I would say that the local comparison is even more crucial in GR, not less. Due to curvature you cannot even define things like relative velocity uniquely at a distance.

 

[jbriggs444]

Does this mean that in GR we can talk about the "real time dilation independent of observations"; contrary to SR where the real time dilation has no physical sense and we can only reason in terms of what we can actually observe?

Let us not involve event horizons here. They muddy the waters. Under general relativity, there are situations where gravitational time dilation can be considered as "real" time dilation.

Under special relativity (and inertial frames), time dilation is always due to relative velocity.

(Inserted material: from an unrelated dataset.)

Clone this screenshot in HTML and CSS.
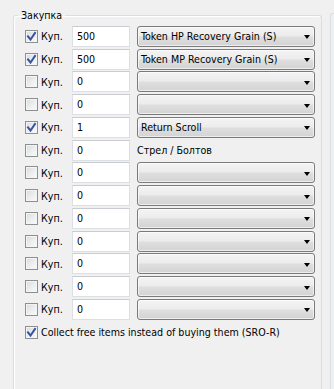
FILE: index.html
```html
<!DOCTYPE html>
<html>
<head>
<meta charset="utf-8">
<link rel="stylesheet" href="styles.css">
</head>
<body>
<div class="page">
  <fieldset class="group">
    <legend>Закупка</legend>
    <div class="rows">
      <div class="row">
        <label class="chk"><span class="cb on"><svg viewBox="0 0 13 13" width="13" height="13"><path d="M3 6.5 L5.5 9.5 L10 3" /></svg></span>Куп.</label>
        <div class="tb">500</div>
        <div class="combo"><span class="ctext">Token HP Recovery Grain (S)</span><span class="arrow"></span></div>
      </div>
      <div class="row">
        <label class="chk"><span class="cb on"><svg viewBox="0 0 13 13" width="13" height="13"><path d="M3 6.5 L5.5 9.5 L10 3" /></svg></span>Куп.</label>
        <div class="tb">500</div>
        <div class="combo"><span class="ctext">Token MP Recovery Grain (S)</span><span class="arrow"></span></div>
      </div>
      <div class="row">
        <label class="chk"><span class="cb"></span>Куп.</label>
        <div class="tb">0</div>
        <div class="combo"><span class="ctext"></span><span class="arrow"></span></div>
      </div>
      <div class="row">
        <label class="chk"><span class="cb"></span>Куп.</label>
        <div class="tb">0</div>
        <div class="combo"><span class="ctext"></span><span class="arrow"></span></div>
      </div>
      <div class="row">
        <label class="chk"><span class="cb on"><svg viewBox="0 0 13 13" width="13" height="13"><path d="M3 6.5 L5.5 9.5 L10 3" /></svg></span>Куп.</label>
        <div class="tb">1</div>
        <div class="combo"><span class="ctext">Return Scroll</span><span class="arrow"></span></div>
      </div>
      <div class="row">
        <label class="chk"><span class="cb"></span>Куп.</label>
        <div class="tb">0</div>
        <div class="plain">Стрел / Болтов</div>
      </div>
      <div class="row">
        <label class="chk"><span class="cb"></span>Куп.</label>
        <div class="tb">0</div>
        <div class="combo"><span class="ctext"></span><span class="arrow"></span></div>
      </div>
      <div class="row">
        <label class="chk"><span class="cb"></span>Куп.</label>
        <div class="tb">0</div>
        <div class="combo"><span class="ctext"></span><span class="arrow"></span></div>
      </div>
      <div class="row">
        <label class="chk"><span class="cb"></span>Куп.</label>
        <div class="tb">0</div>
        <div class="combo"><span class="ctext"></span><span class="arrow"></span></div>
      </div>
      <div class="row">
        <label class="chk"><span class="cb"></span>Куп.</label>
        <div class="tb">0</div>
        <div class="combo"><span class="ctext"></span><span class="arrow"></span></div>
      </div>
      <div class="row">
        <label class="chk"><span class="cb"></span>Куп.</label>
        <div class="tb">0</div>
        <div class="combo"><span class="ctext"></span><span class="arrow"></span></div>
      </div>
      <div class="row">
        <label class="chk"><span class="cb"></span>Куп.</label>
        <div class="tb">0</div>
        <div class="combo"><span class="ctext"></span><span class="arrow"></span></div>
      </div>
      <div class="row">
        <label class="chk"><span class="cb"></span>Куп.</label>
        <div class="tb">0</div>
        <div class="combo"><span class="ctext"></span><span class="arrow"></span></div>
      </div>
    </div>
    <label class="chk free"><span class="cb on"><svg viewBox="0 0 13 13" width="13" height="13"><path d="M3 6.5 L5.5 9.5 L10 3" /></svg></span>Collect free items instead of buying them (SRO-R)</label>
  </fieldset>
  <div class="side"></div>
</div>
</body>
</html>
```

FILE: styles.css
```css
html, body {
  margin: 0;
  padding: 0;
  background: #f0f0f0;
}
body {
  width: 334px;
  height: 389px;
  overflow: hidden;
  font-family: "DejaVu Sans Condensed", "DejaVu Sans", sans-serif;
  font-size: 10.6px;
  color: #000;
}
.page {
  display: flex;
  align-items: flex-start;
  padding-left: 13px;
  height: 389px;
  box-sizing: border-box;
}
.group {
  box-sizing: border-box;
  width: 309px;
  height: 380px;
  margin: 9px 0 0 0;
  padding: 0;
  border: 1px solid #d5dfe5;
  border-bottom: none;
  border-radius: 3px 3px 0 0;
  box-shadow: inset 1px 1px 0 #fff;
  min-width: 0;
}
.group legend {
  margin-left: 4px;
  padding: 0 3px;
  line-height: 13px;
  color: #000;
}
.rows {
  display: flex;
  flex-direction: column;
  padding: 3px 0 0 11px;
}
.row {
  display: flex;
  align-items: center;
  height: 22.75px;
}
.chk {
  display: flex;
  align-items: center;
  width: 47px;
  flex: none;
}
.cb {
  box-sizing: border-box;
  width: 13px;
  height: 13px;
  border: 1px solid #8e8f8f;
  background: linear-gradient(135deg, #d8dadc 0%, #eceff0 55%, #fafafa 100%);
  box-shadow: inset 0 0 0 1px #f4f4f4;
  margin-right: 3px;
  flex: none;
  position: relative;
}
.cb svg {
  position: absolute;
  left: -1px;
  top: -1px;
}
.cb svg path {
  fill: none;
  stroke: #3a55a0;
  stroke-width: 2;
  stroke-linecap: square;
}
.tb {
  box-sizing: border-box;
  width: 58px;
  height: 21px;
  background: #fff;
  border: 1px solid #dcdfe3;
  border-top-color: #c9ccd1;
  padding: 3px 0 0 4px;
  line-height: 13px;
  flex: none;
}
.combo {
  box-sizing: border-box;
  margin-left: 7px;
  width: 178px;
  height: 21px;
  border: 1px solid #7a7a7a;
  border-radius: 3px;
  background: linear-gradient(#f4f4f4 0%, #ececec 45%, #dedede 55%, #d3d3d3 100%);
  box-shadow: inset 0 0 0 1px rgba(255,255,255,0.6);
  display: flex;
  align-items: center;
  padding: 0 0 0 3px;
  flex: none;
}
.ctext {
  flex: 1;
  white-space: nowrap;
  line-height: 13px;
}
.arrow {
  width: 0;
  height: 0;
  border-left: 3.5px solid transparent;
  border-right: 3.5px solid transparent;
  border-top: 4px solid #000;
  margin: 2px 4px 0 0;
  flex: none;
}
.plain {
  margin-left: 7px;
  line-height: 13px;
}
.free {
  width: auto;
  margin: 5px 0 0 11px;
}
.side {
  box-sizing: border-box;
  margin: 13px 0 0 8px;
  width: 4px;
  height: 376px;
  border: 1px solid #d5dfe5;
  border-right: none;
  border-bottom: none;
  border-radius: 3px 0 0 0;
  flex: none;
}
```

Both observers consider their peer's clock to have slowed down.

Under general relativity, there can be time dilation due to gravitational potential. An observer higher looking down at his peer will consider the peer's clock to be running slow. The lower observer looking upward will consider his peer's clock to be running fast. If you wait long enough, an unambiguous difference builds up between the respective clock readings. This could be thought of as real time dilation. It is physically measurable and does not arise due to differing choices of simultaneity conventions.

 

[Ibix]

The problem with time dilation in special relativity is that it only happens between clocks in relative motion. What you actually see is the relativistic Doppler effect, and there is no unique way to divide that into "rate change due to time dilation" and "rate change due to changing distance".

The same is true with bells on in general relativity, except under certain circumstances. For example, if we are both hovering in an unchanging gravitational field, we can keep bouncing radar pulses off each other and confirm that the round-trip time isn't changing (edit: or we could just stand on different floors of a building on a planet). In this case, therefore, there is a sensible way to split Doppler into "rate change due to time dilation" and "rate change due to changing distance", which is that there is none of the latter.

I think it's still arbitrary to some extent, but it's a more physically motivated choice.